Basically, Chrysler was due for a shortfall anyway, and the fiasco this 'merger' has created has only made it worse. Chrysler needs to stay in the forefront of Schrempps mind, or risk following Fokker. I don't view it impossible that it could be reduced to Jeeps and minivans. I don't think it's likely, but I don't feel it's impossible. I can see the status quo being maintained for awhile.
What Chrysler desperately needs is a strong voice to be a bug in Schrempp's ear. Eaton wasn't it, and I don't think Holden is either. [Webmaster addition: if Holden had been, I suspect he would not have been chosen as Chrysler Group head].
From the Grand Cherokee to the Neon, the 'second generation' vehicles have been 'play it safe' evolutions of the original. Improved, certainly, but not eyepopping. As a 95 Neon owner who really follows the model, I'll use it as an example. The latest one addresses many of the shortfalls the orignal had, but somehow lost some of its personality; not to mention the coupe. Most telling is the powertrain.
Back in 95, 132hp standard was pretty rare in that class, and 150 as the uplevel motor was mighty impressive. In 2000, much less so. And the 3 spd autos bulletproof reputation isn't enough in 2000; it was barely enough in 1995!
This "merger of equals" is a joke. I've been with Chrysler all of my life. That means I have been through the K car period and the early '90s recession and now the "great" return of Chrysler only to see the company get eating up by Daimler. I guess it will become Daimler Benz pretty soon anyway.
I wasn't and still am not happy with the merger. However, it is done and I'll just have to go somewhere else. Eaton's Chrysler really didn't thrill me too much either, though. I started looking at other brands about that time. I do agree that some of Chrysler's cars do look good, but I also liked some of the designs in the '80s, '60s, and '50s. I guess I respected Chrysler back then because it was the "little guy" and it was fighting back and challenging the imports and Ford and GM. Basically nobody gave it a chance, and look what Iacocca and others did.

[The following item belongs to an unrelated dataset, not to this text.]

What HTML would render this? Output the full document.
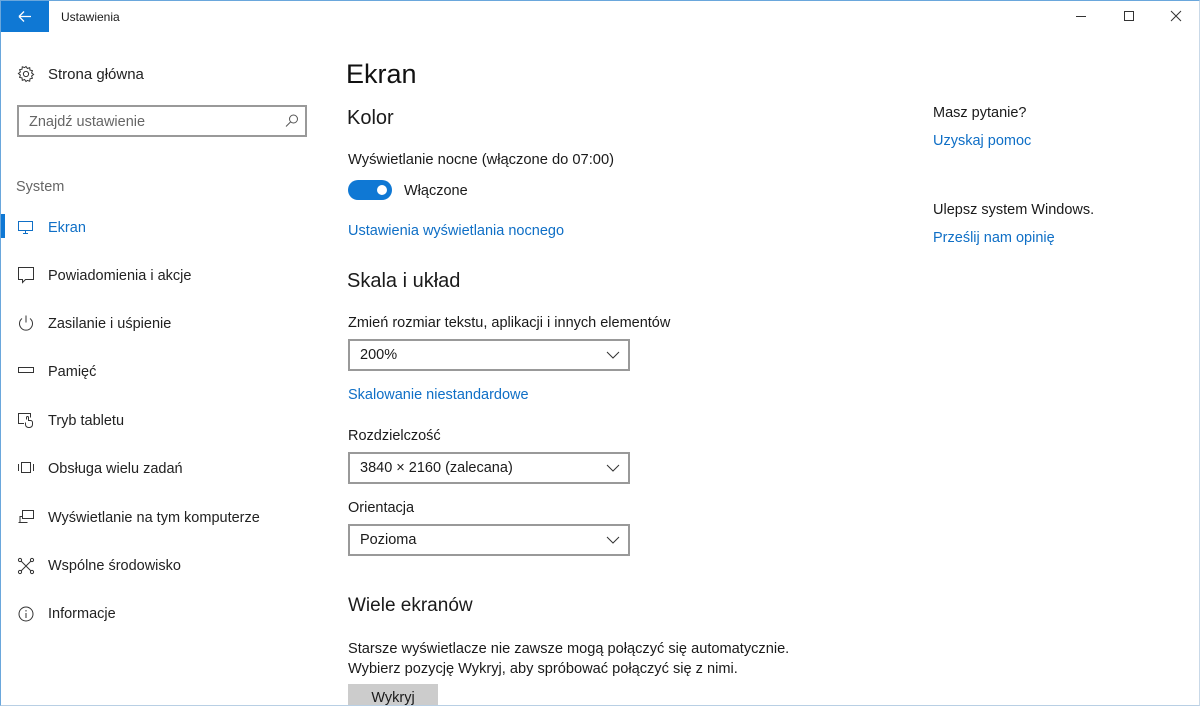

Being raised in a Chrysler family, I was proud yet perplexed by Chrysler. And now I am even more perplexed by it. So, I used to love Chrysler, but Eaton and his irresponsible ways have changed all that.
I think The Board should have considered the fact that there was another option! Ever heard of a joint venture? I think that would worked out better. Think about it. Chrysler could have worked with Benz's enginers to produce and combine European style and American cues and handleing. In return Daimler-benz would have got a Mopar 3.5 v6 to put in their cars and sport utes. Just like Isuzu and GM, when they both invested in the Duramax diesel.
I would have liked the idea of Chrysler and Daimler to invest in a new transmission and a very economical diesel for cars and and minivans, to bring up the fuel economy. Ok, see what I'm talking about? There would have no interruption of leadership. They both can still do what they want to do with further ideas.
He wasn't a Lutz but I don't view him that bad. because he did not interfere with what Lutz had to offer. Such as the '94 Dodge Ram "people don't realize this but it was that truck that bought Chrysler back on it's feet" Viper, and Neon. Just think the '93 and past Rams just had 4% of the market now they go a good 25?% They were tough trucks but behind style by 20 something years.
One of the only things I have about Eaton is he didn't think before he acted.
But anyway I would like give your some view of what Chrysler could have done for Plymouth. The big mistake is they veiwed the brand the wrong way. After the last hart attack of the company their main focus was for Dodge. Nothing wrong with that since Dodge is the backbone of the company because of its truck and minivan market. They kept Plymonth as a cheap affortable brand.
There was the problem; you see Plymonth was supposed to be so much more than that. If you can recall durring the late 50s when the brand revealed one of the most shocking family sports cars, the Fury.
It also came to mind that Bob Lutz said that when he was thinking which brand to put the Viper, he said that "the Viper was too big for Plymonth" Well I don't know about that. We all remember the Barracuda, Roadrunner, GTX and Superbird. All were very competitive on the street and even just as well known for performance as their sister Dodge.
If Chrysler would have thought for a just moment. They could have done for Plymouth as they did for the Dodge and the Chrysler brand.
Mercedes diesel engines.... What a joke! The VMs Chrysler was using had better BSFC, less NVH, smaller package, and more power to boot.
Or even better comparison....DDC Series 55 (MB) vs DDC Series 40 (IH) or Series 60 (DDC).
Ask anyone at Freightliner which engine was better (less problems, recalls, and warrenty claims)....or ALF (American LaFrance) where they got stuck with the leftover engines Freightliner could not pawn off on any unsuspecting customers.
'Course, VM was bought by DDC, now DCX owns them....wanna bet VM and now DDC go the way of Chrysler, Freightliner, and ALF?
No doubt. There's plenty of blame to go around for the failure of the brand. There always is. the combo of cars 'just like Dodge' without a convincing marketing campaign simply spells doom.
I do think they had an option other than scuttling the ship. Even if it was decided they didn't have money to invest in it now; maybe they could've just put it on hiatus.